** START **

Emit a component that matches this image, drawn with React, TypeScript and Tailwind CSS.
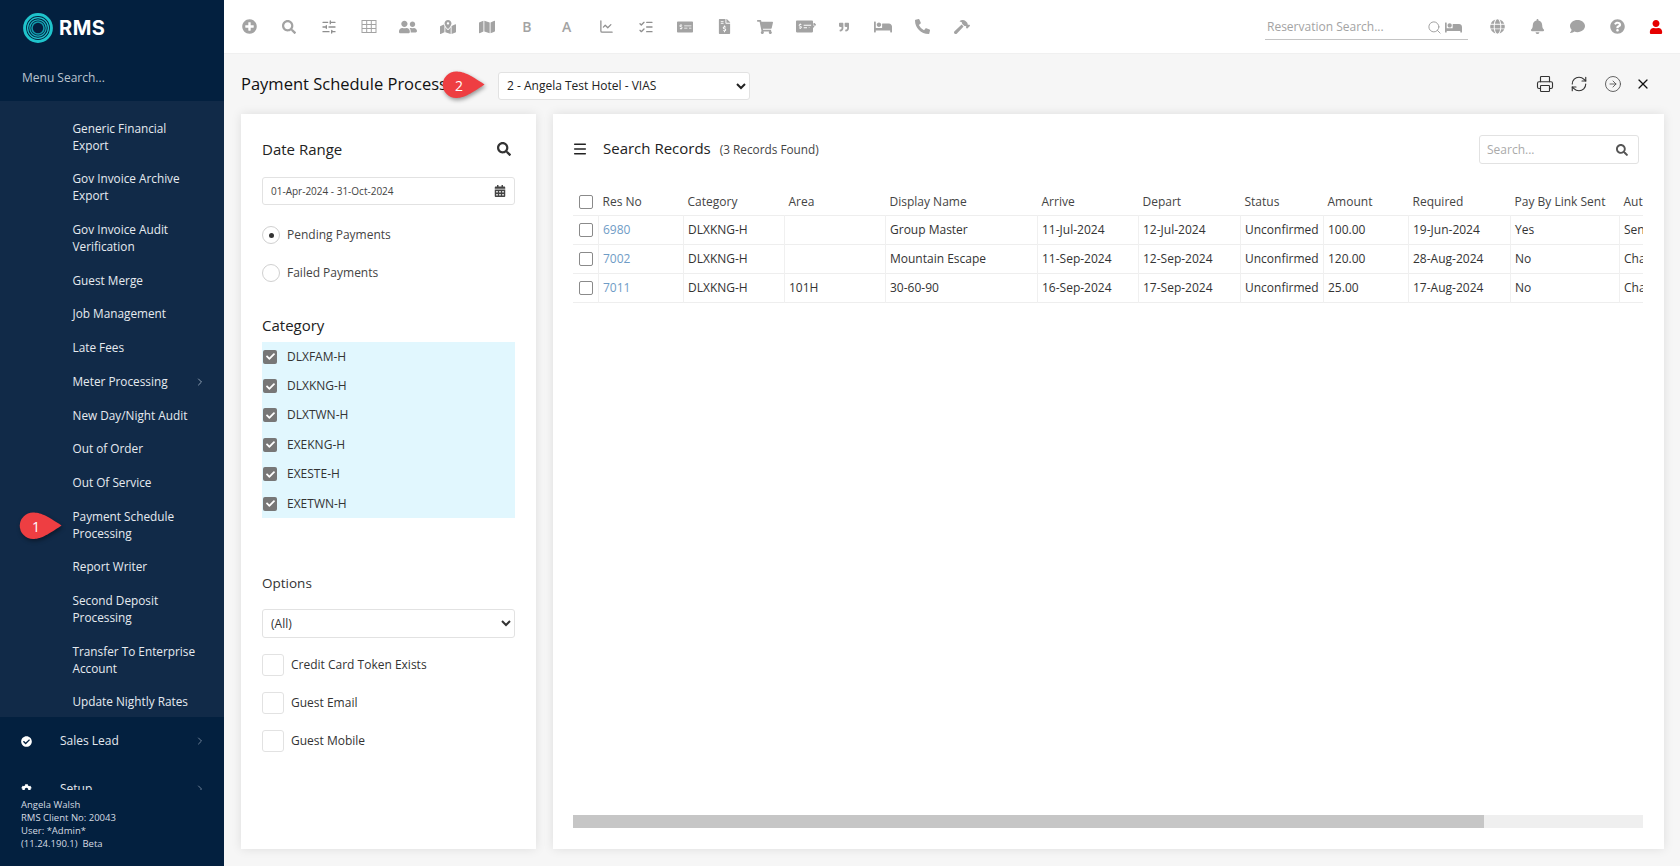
import React from "react";
import {
  FaPlusCircle, FaSearch, FaUserFriends, FaMapMarkedAlt, FaMap, FaMoneyCheckAlt, FaFileInvoiceDollar,
  FaShoppingCart, FaQuoteRight, FaBed, FaPhoneAlt, FaHammer, FaGlobe, FaBell, FaComment, FaQuestionCircle,
  FaUser, FaCheckCircle, FaCog, FaCheck, FaCalendarAlt, FaPen,
} from "react-icons/fa";
import { SlidersHorizontal, ChartLine, ListChecks, Search, Printer, RefreshCw, CircleArrowRight, X, ChevronRight, Menu } from "lucide-react";

const font = { fontFamily: '"Open Sans", "Noto Sans", sans-serif' };

const menu: { t: string[]; arrow?: boolean }[] = [
  { t: ["Generic Financial", "Export"] },
  { t: ["Gov Invoice Archive", "Export"] },
  { t: ["Gov Invoice Audit", "Verification"] },
  { t: ["Guest Merge"] },
  { t: ["Job Management"] },
  { t: ["Late Fees"] },
  { t: ["Meter Processing"], arrow: true },
  { t: ["New Day/Night Audit"] },
  { t: ["Out of Order"] },
  { t: ["Out Of Service"] },
  { t: ["Payment Schedule", "Processing"] },
  { t: ["Report Writer"] },
  { t: ["Second Deposit", "Processing"] },
  { t: ["Transfer To Enterprise", "Account"] },
  { t: ["Update Nightly Rates"] },
];

function Callout({ n, className }: { n: string; className: string }) {
  return (
    <div className={"absolute w-[44px] h-[30px] " + className}>
      <svg width="44" height="30" viewBox="0 0 44 30" className="absolute inset-0 drop-shadow-[1px_2px_2px_rgba(0,0,0,0.4)]">
        <path d="M14 1.5C21 1.5 27 4 42.5 14.5 C27 25 21 28 14 28 A13.2 13.2 0 0 1 14 1.5Z" fill="#ee3e42" />
      </svg>
      <span className="absolute left-0 top-0 w-[34px] h-[30px] flex items-center justify-center text-white text-[14px]">{n}</span>
    </div>
  );
}

function TableIcon() {
  return (
    <svg width="16" height="15" viewBox="0 0 16 15" fill="none" stroke="#a3a3a3" strokeWidth="1">
      <rect x="1" y="1.5" width="14" height="12" />
      <path d="M1 5.5h14M1 9.5h14M5.7 1.5v12M10.3 1.5v12" />
    </svg>
  );
}

function CheckEdit() {
  return (
    <span className="relative inline-flex">
      <FaMoneyCheckAlt size={17} />
      <FaPen size={8} className="absolute -right-[3px] top-[5px] text-[#a3a3a3] stroke-white" />
    </span>
  );
}

const tools: React.ReactNode[] = [
  <FaPlusCircle size={15} />,
  <FaSearch size={14} />,
  <SlidersHorizontal size={16} strokeWidth={2} className="text-[#8f8f8f]" />,
  <TableIcon />,
  <FaUserFriends size={18} />,
  <FaMapMarkedAlt size={16} />,
  <FaMap size={16} />,
  <span className="text-[14px] font-semibold">B</span>,
  <span className="text-[14px] font-semibold">A</span>,
  <ChartLine size={15} strokeWidth={2} className="text-[#8f8f8f]" />,
  <ListChecks size={16} strokeWidth={2} className="text-[#8f8f8f]" />,
  <FaMoneyCheckAlt size={16} />,
  <FaFileInvoiceDollar size={15} />,
  <FaShoppingCart size={16} />,
  <CheckEdit />,
  <FaQuoteRight size={10} />,
  <FaBed size={18} />,
  <FaPhoneAlt size={15} />,
  <FaHammer size={16} />,
];

const cols = [
  { h: "Res No", w: "w-[85px]" },
  { h: "Category", w: "w-[101px]" },
  { h: "Area", w: "w-[101px]" },
  { h: "Display Name", w: "w-[152px]" },
  { h: "Arrive", w: "w-[101px]" },
  { h: "Depart", w: "w-[102px]" },
  { h: "Status", w: "w-[83px]" },
  { h: "Amount", w: "w-[85px]" },
  { h: "Required", w: "w-[102px]" },
  { h: "Pay By Link Sent", w: "w-[109px]" },
  { h: "Auto Payment", w: "w-[150px]" },
];

const rows = [
  ["6980", "DLXKNG-H", "", "Group Master", "11-Jul-2024", "12-Jul-2024", "Unconfirmed", "100.00", "19-Jun-2024", "Yes", "Send Link"],
  ["7002", "DLXKNG-H", "", "Mountain Escape", "11-Sep-2024", "12-Sep-2024", "Unconfirmed", "120.00", "28-Aug-2024", "No", "Charge Card"],
  ["7011", "DLXKNG-H", "101H", "30-60-90", "16-Sep-2024", "17-Sep-2024", "Unconfirmed", "25.00", "17-Aug-2024", "No", "Charge Card"],
];

const Box = () => <div className="w-[14px] h-[14px] rounded-[2px] border border-[#8a8a8a] bg-white" />;

function Opt({ label }: { label: string }) {
  return (
    <div className="flex items-center h-[22px] gap-[7px]">
      <div className="w-[22px] h-[22px] rounded-[3px] border border-[#e2e2e2] bg-white" />
      <span className="text-[12px] text-[#333]">{label}</span>
    </div>
  );
}

function Radio({ label, on }: { label: string; on?: boolean }) {
  return (
    <div className="flex items-center h-[20px] gap-[7px]">
      <div className="w-[18px] h-[18px] rounded-full border border-[#d0d0d0] bg-white flex items-center justify-center">
        {on && <div className="w-[5px] h-[5px] rounded-full bg-[#333]" />}
      </div>
      <span className="text-[12px] text-[#444]">{label}</span>
    </div>
  );
}

export default function App() {
  return (
    <div style={font} className="relative flex w-[1680px] h-[866px] overflow-hidden bg-[#f6f6f6]">
      <aside className="w-[224px] h-full shrink-0 flex flex-col bg-[#03203f] text-white">
        <div className="h-[58px] shrink-0 flex items-start pl-[23px] pt-[13px] gap-[6px]">
          <svg width="30" height="30" viewBox="0 0 30 30" fill="none" stroke="#1fc4cc">
            <circle cx="15" cy="15" r="13.4" strokeWidth="3" />
            <circle cx="15" cy="15" r="10.4" strokeWidth="1.2" />
            <circle cx="15" cy="15" r="8.2" strokeWidth="1.2" stroke="#19aebb" />
            <circle cx="15" cy="15" r="6" strokeWidth="1.6" stroke="#109aaa" />
          </svg>
          <span className="text-[20px] font-bold leading-[30px] tracking-[0.5px]" style={{ fontFamily: '"Inter", sans-serif' }}>RMS</span>
        </div>
        <div className="h-[43px] shrink-0 pl-[22px] pt-[9px] text-[12px] leading-[22px] text-[#b9c3cf]">Menu Search...</div>
        <div className="h-[616px] shrink-0 overflow-hidden bg-[#112a48] pt-[10.4px]">
          {menu.map((m) => (
            <div key={m.t[0]} className="relative pl-[72.5px] py-[8.35px] text-[11.8px] leading-[17px] text-[#e6ebf0]">
              {m.t.map((l) => (
                <div key={l}>{l}</div>
              ))}
              {m.arrow && <ChevronRight size={12} className="absolute right-[18px] top-[11px] text-[#8fa0b3]" />}
            </div>
          ))}
        </div>
        <div className="h-[73px] shrink-0 overflow-hidden">
          <div className="flex items-center h-[48px] pl-[21px]">
            <FaCheckCircle size={11} className="text-white" />
            <span className="ml-[28px] text-[12px] text-[#e3e8ee]">Sales Lead</span>
            <ChevronRight size={12} className="ml-auto mr-[18px] text-[#6d8096]" />
          </div>
          <div className="flex items-center h-[48px] pl-[21px]">
            <FaCog size={11} className="text-white" />
            <span className="ml-[28px] text-[12px] text-[#e3e8ee]">Setup</span>
            <ChevronRight size={12} className="ml-auto mr-[18px] text-[#6d8096]" />
          </div>
        </div>
        <div className="pl-[21px] pt-[8px] text-[9.5px] leading-[13px] text-[#d5dbe2]">
          <div>Angela Walsh</div>
          <div>RMS Client No: 20043</div>
          <div>User: *Admin*</div>
          <div>(11.24.190.1)&nbsp; Beta</div>
        </div>
      </aside>

      <main className="flex-1 flex flex-col min-w-0">
        <header className="h-[54px] shrink-0 bg-white flex items-center pl-[6px] pr-[5px] border-b border-[#f0f0f0]">
          {tools.map((t, i) => (
            <div key={i} className="w-[39.6px] flex items-center justify-center text-[#a3a3a3]">{t}</div>
          ))}
          <div className="ml-auto mr-[9px] w-[203px] h-[27px] flex items-center border-b border-[#c4c4c4] text-[#a3a3a3]">
            <span className="text-[12px] pl-[2px] mt-[2px]">Reservation Search...</span>
            <Search size={15} strokeWidth={1.6} className="ml-auto mt-[2px]" />
            <FaBed size={17} className="ml-[3px] mr-[6px] mt-[2px]" />
          </div>
          <div className="flex items-center text-[#a3a3a3]">
            <div className="w-[40px] flex justify-center"><FaGlobe size={15} /></div>
            <div className="w-[40px] flex justify-center"><FaBell size={15} /></div>
            <div className="w-[40px] flex justify-center"><FaComment size={15} /></div>
            <div className="w-[40px] flex justify-center"><FaQuestionCircle size={15} /></div>
            <div className="w-[38px] flex justify-center text-[#e60000]"><FaUser size={14} /></div>
          </div>
        </header>

        <div className="h-[60px] shrink-0 flex items-center pl-[17px] pr-[29px]">
          <h1 className="w-[257px] shrink-0 text-[16.5px] font-medium text-[#111] whitespace-nowrap">Payment Schedule Processing</h1>
          <select className="w-[252px] h-[28px] mt-[3px] bg-white border border-[#e2e2e2] rounded-[3px] text-[12px] text-[#222] pl-[4px]">
            <option>2 - Angela Test Hotel - VIAS</option>
          </select>
          <div className="ml-auto flex items-center text-[#333]">
            <Printer size={18} strokeWidth={1.5} />
            <RefreshCw size={18} strokeWidth={1.5} className="ml-[16px]" />
            <CircleArrowRight size={18} strokeWidth={1.2} className="ml-[16px] text-[#555]" />
            <X size={16} strokeWidth={1.8} className="ml-[13px] text-[#111]" />
          </div>
        </div>

        <div className="h-[735px] shrink-0 flex gap-[17px] pl-[17px] pr-[16px]">
          <section className="w-[295px] shrink-0 bg-white shadow-[0_0_10px_rgba(0,0,0,0.1)] pl-[21px] pr-[21px] pt-[24px]">
            <div className="flex items-center justify-between h-[22px] pr-[4px]">
              <span className="text-[15px] font-medium text-[#222]">Date Range</span>
              <FaSearch size={14} className="text-[#333]" />
            </div>
            <div className="mt-[17px] h-[28px] border border-[#e2e2e2] rounded-[3px] flex items-center px-[8px] text-[10px] text-[#444]">
              01-Apr-2024 - 31-Oct-2024
              <FaCalendarAlt size={12} className="ml-auto text-[#444]" />
            </div>
            <div className="mt-[20px] flex flex-col gap-[18px]">
              <Radio label="Pending Payments" on />
              <Radio label="Failed Payments" />
            </div>
            <div className="mt-[31px] text-[15px] font-medium text-[#222] leading-[22px]">Category</div>
            <div className="mt-[6px] h-[176px] bg-[#e1f7fe]">
              {["DLXFAM-H", "DLXKNG-H", "DLXTWN-H", "EXEKNG-H", "EXESTE-H", "EXETWN-H"].map((c) => (
                <div key={c} className="h-[29.4px] flex items-center pl-[1px] gap-[10px]">
                  <div className="w-[14px] h-[14px] rounded-[2px] bg-[#777] flex items-center justify-center">
                    <FaCheck size={9} className="text-white" />
                  </div>
                  <span className="text-[12px] text-[#333]">{c}</span>
                </div>
              ))}
            </div>
            <div className="mt-[54px] text-[13.5px] font-medium text-[#333] leading-[22px]">Options</div>
            <select className="mt-[15px] w-full h-[29px] bg-white border border-[#e2e2e2] rounded-[3px] text-[12px] text-[#333] pl-[4px]">
              <option>(All)</option>
            </select>
            <div className="mt-[16px] flex flex-col gap-[16px]">
              <Opt label="Credit Card Token Exists" />
              <Opt label="Guest Email" />
              <Opt label="Guest Mobile" />
            </div>
          </section>

          <section className="flex-1 min-w-0 bg-white shadow-[0_0_10px_rgba(0,0,0,0.1)] pt-[21px] pb-[21px] pl-[20px] pr-[21px] flex flex-col">
            <div className="flex items-start h-[29px]">
              <Menu size={16} strokeWidth={2.2} className="mt-[6px] text-[#222] -ml-[1px]" />
              <span className="ml-[15px] mt-[1px] text-[15px] font-medium text-[#222] leading-[24px]">Search Records</span>
              <span className="ml-[9px] mt-[3px] text-[11.8px] text-[#444] leading-[22px]">(3 Records Found)</span>
              <div className="ml-auto mr-[4px] w-[160px] h-[29px] border border-[#e2e2e2] rounded-[3px] flex items-center px-[7px] text-[12px] text-[#aaa]">
                Search...
                <FaSearch size={12} className="ml-auto text-[#555] mr-[3px]" />
              </div>
            </div>
            <div className="mt-[24px] overflow-hidden">
              <table className="table-fixed border-collapse w-[1096px] text-[12px] text-[#333]">
                <thead>
                  <tr className="h-[27px] border-b border-[#eee]">
                    <th className="w-[25px] p-0 pl-[6px] pt-[2px] font-normal text-left"><Box /></th>
                    {cols.map((c) => (
                      <th key={c.h} className={c.w + " font-normal text-left pl-[4.5px] pt-[2px] text-[#444] whitespace-nowrap overflow-hidden"}>{c.h}</th>
                    ))}
                  </tr>
                </thead>
                <tbody>
                  {rows.map((r) => (
                    <tr key={r[0]} className="h-[29.3px] border-b border-[#eee]">
                      <td className="p-0 pl-[6px]"><Box /></td>
                      {r.map((v, i) => (
                        <td key={i} className={"pl-[4.5px] border-l border-[#f0f0f0] whitespace-nowrap overflow-hidden " + (i === 0 ? "text-[#6f9cc6]" : "")}>{v}</td>
                      ))}
                    </tr>
                  ))}
                </tbody>
              </table>
            </div>
            <div className="mt-auto h-[13px] bg-[#efefef] flex">
              <div className="w-[911px] h-full bg-[#c6c6c6]" />
            </div>
          </section>
        </div>
      </main>

      <Callout n="1" className="left-[19px] top-[511px]" />
      <Callout n="2" className="left-[442px] top-[70px]" />
    </div>
  );
}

** END **

• Instruction
Return, unchanged, the lines from the first line of the material through the line that holds "X, ChevronRight, Menu", inclusive, omitting pictures.

• Result of the exercise
Emit a component that matches this image, drawn with React, TypeScript and Tailwind CSS.
import React from "react";
import {
  FaPlusCircle, FaSearch, FaUserFriends, FaMapMarkedAlt, FaMap, FaMoneyCheckAlt, FaFileInvoiceDollar,
  FaShoppingCart, FaQuoteRight, FaBed, FaPhoneAlt, FaHammer, FaGlobe, FaBell, FaComment, FaQuestionCircle,
  FaUser, FaCheckCircle, FaCog, FaCheck, FaCalendarAlt, FaPen,
} from "react-icons/fa";
import { SlidersHorizontal, ChartLine, ListChecks, Search, Printer, RefreshCw, CircleArrowRight, X, ChevronRight, Menu } from "lucide-react";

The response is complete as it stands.